Subject: File No. SR-NSCC-2022-801
From: Anonymous

April 20, 2022

Considering there's currently a global scandal of a specific stock symbol ($GME) getting shorted with, on a conservative average of, 60% of its daily trading volume, for at least the past 15 months (putting the start date at 20 Jan 2021) -- a situation which is simply mathematically impossible considering that, in the past 15 months the trading volume has surpassed the available float of said stock ($GME) at least (again, conservatively) 37 times over (3,00,000,000 traded since 01 Jan 2021 vs 80,000,000 conservative float) when there's only, on average, 40% of the daily trading volume to buy back those shorted shares, with no single outlier day where the short percentage is virtually non-existent due to shorters buying shares to fulfill their delivery obligation of using borrowed shares to short with -- it would seem this rule should not only be rejected outright, but should cause the rule submitter's integrity to be formally questioned and vetted, along with financials verifiably checked, before the public's time is wasted reading any more proposals they may produce.

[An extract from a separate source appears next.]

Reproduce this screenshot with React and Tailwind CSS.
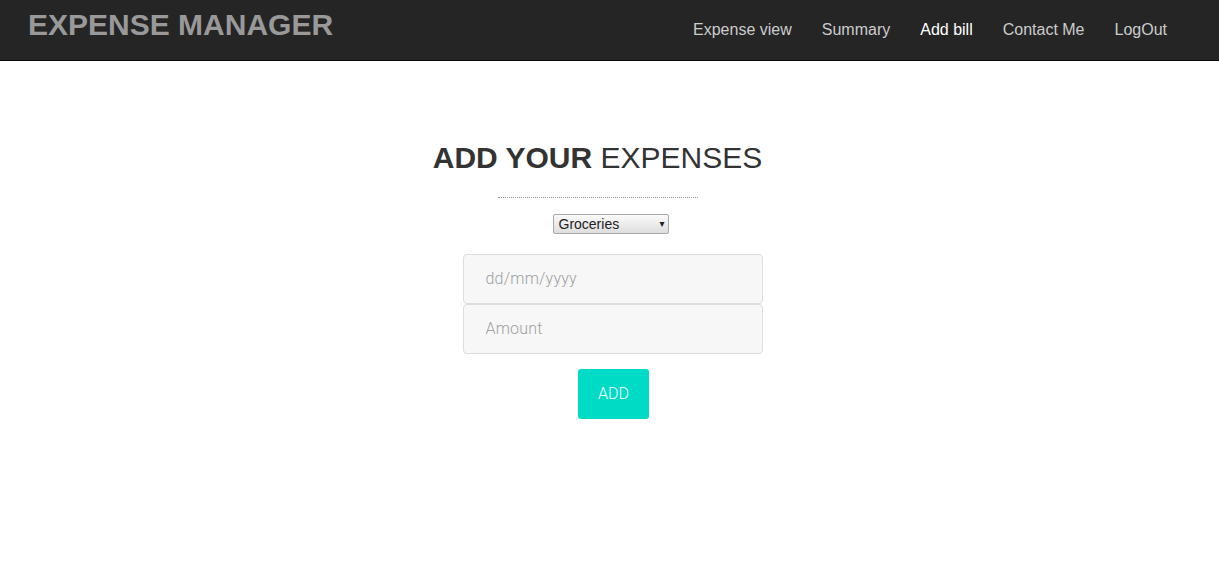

It is offensive and irresponsible to ask for the public's time to comment on a rule proposed by an organization who, due to its important position in the market structure, needs to be trusted by the public but that currently can't be trusted as it's allowing at least one mathematical impossibility to exist within the market structure whilst, obviously, actively ignoring the risk this existing mathematical impossibility poses to the existing system in which they're operating and that the market relies on.

If adding a potentially flawed rule to such an important existing system, which it'll go on to degrade due to the lack of competence in those proposing it, is getting the cart before the horse to allow this rule would be akin to getting the cart, which you don't own, before the rumor of a horse which you also don't own.